The Twelve Apostles are worth seeing, even if the number has changed. But the day is bigger than that. It is road, water, cliffs, conversation, and the generosity of whoever is willing to experience it with you.
Torquay
Surf Coast, Victoria
Torquay was one of my favorite places in all of Australia. We passed through it briefly during the Great Ocean Road day, and I went back two or three times before leaving Melbourne.
It is a huge surf location, but it did not feel overcomplicated to me. There is a small commercial corridor, then mostly you and the water. People seemed to be there simply to be there. To surf. To walk. To sit. To exist near the sea without making too much of it.
It had that rare quality I always notice in beach towns I love. A sense that life has been organized around the water, not merely placed beside it.
Sovereign Hill
Bradshaw Street, Ballarat VIC 3350
Sovereign Hill is an old gold-mining town in Ballarat, and it gave me a window into the history of early settlement and the hope that pulled people toward new land. It is immersive, historical, and interesting in the way reconstructed places can be when you let yourself take them seriously.

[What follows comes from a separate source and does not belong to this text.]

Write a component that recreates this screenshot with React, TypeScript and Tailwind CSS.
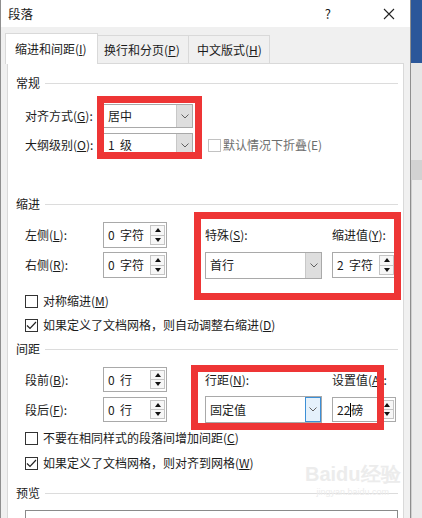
import React from "react";

const Chevron = () => (
    <svg width="8" height="5" viewBox="0 0 8 5">
        <path d="M0.5 0.5 L4 4 L7.5 0.5" fill="none" stroke="#606060" strokeWidth="1" />
    </svg>
);

const Tri = ({ up }: { up?: boolean }) => (
    <svg width="6" height="4" viewBox="0 0 6 4">
        <polygon points={up ? "0,4 6,4 3,0" : "0,0 6,0 3,4"} fill="#111" />
    </svg>
);

const Select = ({ value, w, active }: { value: string; w: string; active?: boolean }) => (
    <div className={`${w} h-full flex border border-[#a9a9a9] bg-white`}>
        <div className="flex-1 flex items-center pl-[4px] whitespace-pre">{value}</div>
        {active ? (
            <div className="w-[16px] h-full flex items-center justify-center bg-[#e5f1fb] border border-[#3c8fd6]">
                <Chevron />
            </div>
        ) : (
            <div className="w-[16px] h-full flex items-center justify-center bg-[#dedede] border-l border-[#c8c8c8]">
                <Chevron />
            </div>
        )}
    </div>
);

const Spin = ({ value, w, cursor }: { value: string; w: string; cursor?: boolean }) => (
    <div className={`${w} h-full flex border border-[#a9a9a9] bg-white`}>
        <div className="flex-1 flex items-center pl-[4px] whitespace-pre">
            {cursor ? (
                <>
                    22<span className="inline-block w-px h-[14px] bg-black" />磅
                </>
            ) : (
                value
            )}
        </div>
        <div className="w-[15px] my-[2px] mr-[1px] flex flex-col border border-[#c4c4c4] bg-[#f7f7f7]">
            <div className="flex-1 flex items-center justify-center border-b border-[#c4c4c4]">
                <Tri up />
            </div>
            <div className="flex-1 flex items-center justify-center">
                <Tri />
            </div>
        </div>
    </div>
);

const Check = ({ checked, disabled }: { checked?: boolean; disabled?: boolean }) => (
    <div
        className={`w-[13px] h-[13px] border bg-white flex items-center justify-center ${
            disabled ? "border-[#c2c2c2]" : "border-[#333]"
        }`}
    >
        {checked && (
            <svg width="11" height="9" viewBox="0 0 11 9">
                <path d="M1 4.5 L4 7.5 L10 1" fill="none" stroke="#222" strokeWidth="1.2" />
            </svg>
        )}
    </div>
);

const Header = ({ text, mt }: { text: string; mt: string }) => (
    <div className={`${mt} h-4 flex items-center pl-[8px] pr-[5px] gap-[5px]`}>
        <span>{text}</span>
        <div className="flex-1 h-px bg-[#dcdcdc]" />
    </div>
);

const CheckRow = ({ mt, checked, children }: { mt: string; checked?: boolean; children: React.ReactNode }) => (
    <div className={`${mt} h-4 flex items-center pl-[17px] gap-[5px]`}>
        <Check checked={checked} />
        <span>{children}</span>
    </div>
);

export default function App() {
    return (
        <div className="relative w-[422px] h-[518px] overflow-hidden flex bg-white text-[12px] leading-4 text-[#1b1b1b] font-['Noto_Sans_CJK_SC','Noto_Sans',sans-serif]">
            <div className="w-[411px] h-full flex flex-col bg-[#f0f0f0] border-l border-r border-[#8f8f8f]">
                <div className="h-[27px] shrink-0 bg-white flex items-center pl-[7px] text-[12.5px]">
                    <span>段落</span>
                    <span className="ml-auto mr-[52px] text-[13px]">?</span>
                    <svg width="12" height="12" viewBox="0 0 12 12" className="mr-[15px]">
                        <path d="M1 1 L11 11 M11 1 L1 11" stroke="#222" strokeWidth="1.1" />
                    </svg>
                </div>

                <div className="h-[36px] shrink-0 flex items-end pl-[4px]">
                    <div className="relative z-10 -mb-px w-[93px] h-[31px] bg-white border border-b-0 border-[#d9d9d9] flex items-center pl-[9px]">
                        缩进和间距(<u>I</u>)
                    </div>
                    <div className="w-[91px] h-[28px] border-t border-r border-[#d9d9d9] flex items-center pl-[6px]">
                        换行和分页(<u>P</u>)
                    </div>
                    <div className="w-[81px] h-[28px] border-t border-r border-[#d9d9d9] flex items-center pl-[8px]">
                        中文版式(<u>H</u>)
                    </div>
                </div>

                <div className="flex-1 mx-[6px] bg-white border border-[#d9d9d9] flex flex-col">
                    <Header text="常规" mt="mt-[11px]" />
                    <div className="mt-[13px] h-[24px] flex items-center pl-[17px]">
                        <span className="w-[78px]">
                            对齐方式(<u>G</u>):
                        </span>
                        <Select value="居中" w="w-[90px]" />
                    </div>
                    <div className="mt-[5px] h-[24px] flex items-center pl-[17px]">
                        <span className="w-[78px]">
                            大纲级别(<u>O</u>):
                        </span>
                        <Select value="1  级" w="w-[90px]" />
                        <div className="ml-[15px] flex items-center gap-[2px] text-[#6d6d6d]">
                            <Check disabled />
                            <span>默认情况下折叠(E)</span>
                        </div>
                    </div>

                    <Header text="缩进" mt="mt-[39px]" />
                    <div className="mt-[10px] h-[26px] flex items-center pl-[17px]">
                        <span className="w-[78px]">
                            左侧(<u>L</u>):
                        </span>
                        <Spin value="0  字符" w="w-[64px]" />
                        <span className="ml-[38px] w-[127px]">
                            特殊(<u>S</u>):
                        </span>
                        <span>
                            缩进值(<u>Y</u>):
                        </span>
                    </div>
                    <div className="mt-[4px] h-[26px] flex items-center pl-[17px]">
                        <span className="w-[78px]">
                            右侧(<u>R</u>):
                        </span>
                        <Spin value="0  字符" w="w-[64px]" />
                        <div className="ml-[38px] h-[27px] flex">
                            <Select value="首行" w="w-[117px]" />
                        </div>
                        <div className="ml-[10px] h-full flex">
                            <Spin value="2  字符" w="w-[64px]" />
                        </div>
                    </div>
                    <CheckRow mt="mt-[15px]">
                        对称缩进(<u>M</u>)
                    </CheckRow>
                    <CheckRow mt="mt-[8px]" checked>
                        如果定义了文档网格，则自动调整右缩进(<u>D</u>)
                    </CheckRow>

                    <Header text="间距" mt="mt-[8px]" />
                    <div className="mt-[10px] h-[25px] flex items-center pl-[17px]">
                        <span className="w-[78px]">
                            段前(<u>B</u>):
                        </span>
                        <Spin value="0  行" w="w-[64px]" />
                        <span className="ml-[38px] w-[127px]">
                            行距(<u>N</u>):
                        </span>
                        <span>
                            设置值(<u>A</u>):
                        </span>
                    </div>
                    <div className="mt-[5px] h-[25px] flex items-center pl-[17px]">
                        <span className="w-[78px]">
                            段后(<u>F</u>):
                        </span>
                        <Spin value="0  行" w="w-[64px]" />
                        <div className="ml-[38px] h-[27px] flex">
                            <Select value="固定值" w="w-[117px]" active />
                        </div>
                        <div className="ml-[10px] h-full flex">
                            <Spin value="22磅" w="w-[64px]" cursor />
                        </div>
                    </div>
                    <CheckRow mt="mt-[8px]">
                        不要在相同样式的段落间增加间距(<u>C</u>)
                    </CheckRow>
                    <CheckRow mt="mt-[9px]" checked>
                        如果定义了文档网格，则对齐到网格(<u>W</u>)
                    </CheckRow>

                    <Header text="预览" mt="mt-[14px]" />
                    <div className="mt-[9px] mx-[17px] mr-[5px] h-[40px] border border-[#8a8a8a] bg-white" />
                </div>
            </div>

            <div className="flex-1 flex flex-col">
                <div className="h-[63px] bg-[#2b579a]" />
                <div className="h-[97px] bg-[#e6e6e6]" />
                <div className="h-[20px] bg-[#d2d2d2]" />
                <div className="flex-1 bg-[#ececec] border-l border-[#d0d0d0]" />
            </div>

            {/* annotation boxes */}
            <div className="absolute left-[97px] top-[96px] w-[105px] h-[63px] border-[7px] border-[#ee3535]" />
            <div className="absolute left-[194px] top-[212px] w-[207px] h-[88px] border-[7px] border-[#ee3535]" />
            <div className="absolute left-[191px] top-[365px] w-[193px] h-[65px] border-[7px] border-[#ee3535]" />

            {/* watermark */}
            <div className="absolute left-[305px] top-[462px] flex flex-col items-center text-[#ececec]">
                <span className="text-[20px] leading-6 font-bold font-['Liberation_Sans',sans-serif]">Baidu经验</span>
                <span className="text-[9px] leading-3 font-['Liberation_Sans',sans-serif]">jingyan.baidu.com</span>
            </div>
        </div>
    );
}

I went with my cousin John, which made it more meaningful. Some places are better when seen through family. You are not only learning the history of a country. You are learning what someone thought was worth showing you.
Craig’s Hut
Mount Stirling, Victoria
Craig’s Hut was part of an off-roading day trip with cousins, and it gave me another version of Australian landscape. Less coastal. More rugged. Mountainous. Expansive in a different register.
The hut itself is iconic, perched in a setting that feels almost cinematic without needing to be exaggerated. The drive, the elevation, the remoteness, the company. All of it made the day feel like a different chapter of the same welcome.